— Start DATA SHOWN —
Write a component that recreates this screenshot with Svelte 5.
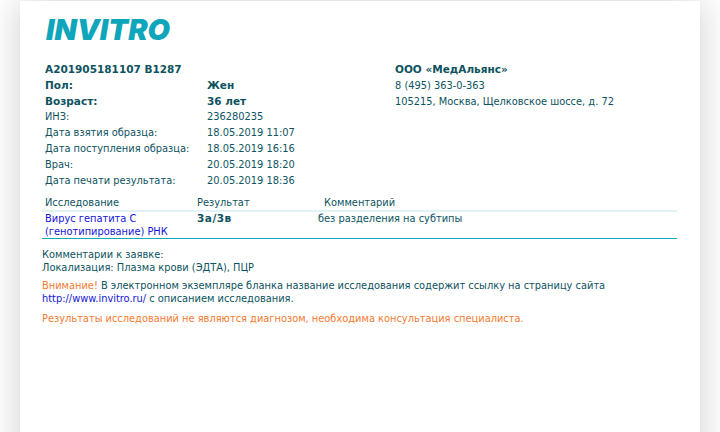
<script>
  const rows = [
    { label: 'Пол:', value: 'Жен', strong: true },
    { label: 'Возраст:', value: '36 лет', strong: true },
    { label: 'ИНЗ:', value: '236280235' },
    { label: 'Дата взятия образца:', value: '18.05.2019 11:07' },
    { label: 'Дата поступления образца:', value: '18.05.2019 16:16' },
    { label: 'Врач:', value: '20.05.2019 18:20' },
    { label: 'Дата печати результата:', value: '20.05.2019 18:36' }
  ];
</script>

<div class="page">
  <div class="sheet">
    <div class="logo">INVITRO</div>

    <div class="info">
      <div class="patient">
        <div class="order">A201905181107 B1287</div>
        {#each rows as row}
          <div class="row" class:strong={row.strong}>
            <span class="label">{row.label}</span>
            <span>{row.value}</span>
          </div>
        {/each}
      </div>
      <div class="lab">
        <div class="order">ООО «МедАльянс»</div>
        <div class="line">8 (495) 363-0-363</div>
        <div class="line">105215, Москва, Щелковское шоссе, д. 72</div>
      </div>
    </div>

    <div class="table">
      <div class="thead">
        <span class="c1">Исследование</span>
        <span class="c2">Результат</span>
        <span class="c3">Комментарий</span>
      </div>
      <div class="tbody">
        <span class="c1 link">Вирус гепатита С (генотипирование) РНК</span>
        <span class="c2 res">3а/3в</span>
        <span class="c3 shift">без разделения на субтипы</span>
      </div>
    </div>

    <div class="notes">
      <p>Комментарии к заявке:<br />Локализация: Плазма крови (ЭДТА), ПЦР</p>
      <p class="tight"><span class="warn">Внимание!</span> В электронном экземпляре бланка название исследования содержит ссылку на страницу сайта<br />
        <span class="link">http://www.invitro.ru/</span> с описанием исследования.</p>
      <p class="warn">Результаты исследований не являются диагнозом, необходима консультация специалиста.</p>
    </div>
  </div>
</div>

<style>
  :global(body) {
    background: #fff;
  }

  .page {
    height: 432px;
    overflow: hidden;
    padding: 1px 20px 0;
    box-sizing: border-box;
    font-family: "DejaVu Sans Condensed", "DejaVu Sans", sans-serif;
    font-stretch: condensed;
    font-size: 10.95px;
    color: #0d5360;
  }

  .sheet {
    height: 480px;
    background: #fff;
    box-shadow: 0 0 34px rgba(0, 0, 0, 0.2);
    padding: 13px 23px 0 22px;
    box-sizing: border-box;
  }

  .logo {
    padding-left: 4px;
    font-family: Inter, sans-serif;
    font-style: italic;
    font-weight: 900;
    font-size: 29px;
    line-height: 32px;
    letter-spacing: 0;
    color: #0fa5ba;
  }

  .info {
    display: flex;
    margin-top: 16px;
    padding-left: 3px;
    line-height: 15.8px;
  }

  .patient {
    width: 350px;
  }

  .order,
  .strong,
  .res {
    font-family: "DejaVu Sans", sans-serif;
    font-stretch: normal;
    font-size: 10.5px;
    font-weight: 700;
  }

  .row {
    display: flex;
  }

  .label {
    width: 162px;
  }

  .table {
    margin-top: 6px;
  }

  .thead,
  .tbody {
    display: flex;
    padding-left: 3px;
  }

  .thead {
    padding-top: 1px;
    line-height: 15px;
    border-bottom: 2px solid #e0f2f6;
  }

  .tbody {
    line-height: 13px;
    border-bottom: 1px solid #12aabf;
  }

  .c1 {
    width: 152px;
  }

  .c2 {
    width: 127px;
  }

  .res {
    letter-spacing: 0.5px;
  }

  .shift {
    margin-left: -6px;
  }

  .link {
    color: #1515d8;
  }

  .notes {
    margin-top: 9px;
    line-height: 13px;
  }

  .notes p {
    margin: 0 0 6px;
  }

  .notes .tight {
    line-height: 12.5px;
    margin-bottom: 7px;
  }

  .warn {
    color: #f47a30;
  }
</style>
— End DATA SHOWN —
> **STATED TASK**: Reproduce the full listing faithfully, but do not carry over any pictures.

> **WRITTEN SOLUTION**:
Write a component that recreates this screenshot with Svelte 5.
<script>
  const rows = [
    { label: 'Пол:', value: 'Жен', strong: true },
    { label: 'Возраст:', value: '36 лет', strong: true },
    { label: 'ИНЗ:', value: '236280235' },
    { label: 'Дата взятия образца:', value: '18.05.2019 11:07' },
    { label: 'Дата поступления образца:', value: '18.05.2019 16:16' },
    { label: 'Врач:', value: '20.05.2019 18:20' },
    { label: 'Дата печати результата:', value: '20.05.2019 18:36' }
  ];
</script>

<div class="page">
  <div class="sheet">
    <div class="logo">INVITRO</div>

    <div class="info">
      <div class="patient">
        <div class="order">A201905181107 B1287</div>
        {#each rows as row}
          <div class="row" class:strong={row.strong}>
            <span class="label">{row.label}</span>
            <span>{row.value}</span>
          </div>
        {/each}
      </div>
      <div class="lab">
        <div class="order">ООО «МедАльянс»</div>
        <div class="line">8 (495) 363-0-363</div>
        <div class="line">105215, Москва, Щелковское шоссе, д. 72</div>
      </div>
    </div>

    <div class="table">
      <div class="thead">
        <span class="c1">Исследование</span>
        <span class="c2">Результат</span>
        <span class="c3">Комментарий</span>
      </div>
      <div class="tbody">
        <span class="c1 link">Вирус гепатита С (генотипирование) РНК</span>
        <span class="c2 res">3а/3в</span>
        <span class="c3 shift">без разделения на субтипы</span>
      </div>
    </div>

    <div class="notes">
      <p>Комментарии к заявке:<br />Локализация: Плазма крови (ЭДТА), ПЦР</p>
      <p class="tight"><span class="warn">Внимание!</span> В электронном экземпляре бланка название исследования содержит ссылку на страницу сайта<br />
        <span class="link">http://www.invitro.ru/</span> с описанием исследования.</p>
      <p class="warn">Результаты исследований не являются диагнозом, необходима консультация специалиста.</p>
    </div>
  </div>
</div>

<style>
  :global(body) {
    background: #fff;
  }

  .page {
    height: 432px;
    overflow: hidden;
    padding: 1px 20px 0;
    box-sizing: border-box;
    font-family: "DejaVu Sans Condensed", "DejaVu Sans", sans-serif;
    font-stretch: condensed;
    font-size: 10.95px;
    color: #0d5360;
  }

  .sheet {
    height: 480px;
    background: #fff;
    box-shadow: 0 0 34px rgba(0, 0, 0, 0.2);
    padding: 13px 23px 0 22px;
    box-sizing: border-box;
  }

  .logo {
    padding-left: 4px;
    font-family: Inter, sans-serif;
    font-style: italic;
    font-weight: 900;
    font-size: 29px;
    line-height: 32px;
    letter-spacing: 0;
    color: #0fa5ba;
  }

  .info {
    display: flex;
    margin-top: 16px;
    padding-left: 3px;
    line-height: 15.8px;
  }

  .patient {
    width: 350px;
  }

  .order,
  .strong,
  .res {
    font-family: "DejaVu Sans", sans-serif;
    font-stretch: normal;
    font-size: 10.5px;
    font-weight: 700;
  }

  .row {
    display: flex;
  }

  .label {
    width: 162px;
  }

  .table {
    margin-top: 6px;
  }

  .thead,
  .tbody {
    display: flex;
    padding-left: 3px;
  }

  .thead {
    padding-top: 1px;
    line-height: 15px;
    border-bottom: 2px solid #e0f2f6;
  }

  .tbody {
    line-height: 13px;
    border-bottom: 1px solid #12aabf;
  }

  .c1 {
    width: 152px;
  }

  .c2 {
    width: 127px;
  }

  .res {
    letter-spacing: 0.5px;
  }

  .shift {
    margin-left: -6px;
  }

  .link {
    color: #1515d8;
  }

  .notes {
    margin-top: 9px;
    line-height: 13px;
  }

  .notes p {
    margin: 0 0 6px;
  }

  .notes .tight {
    line-height: 12.5px;
    margin-bottom: 7px;
  }

  .warn {
    color: #f47a30;
  }
</style>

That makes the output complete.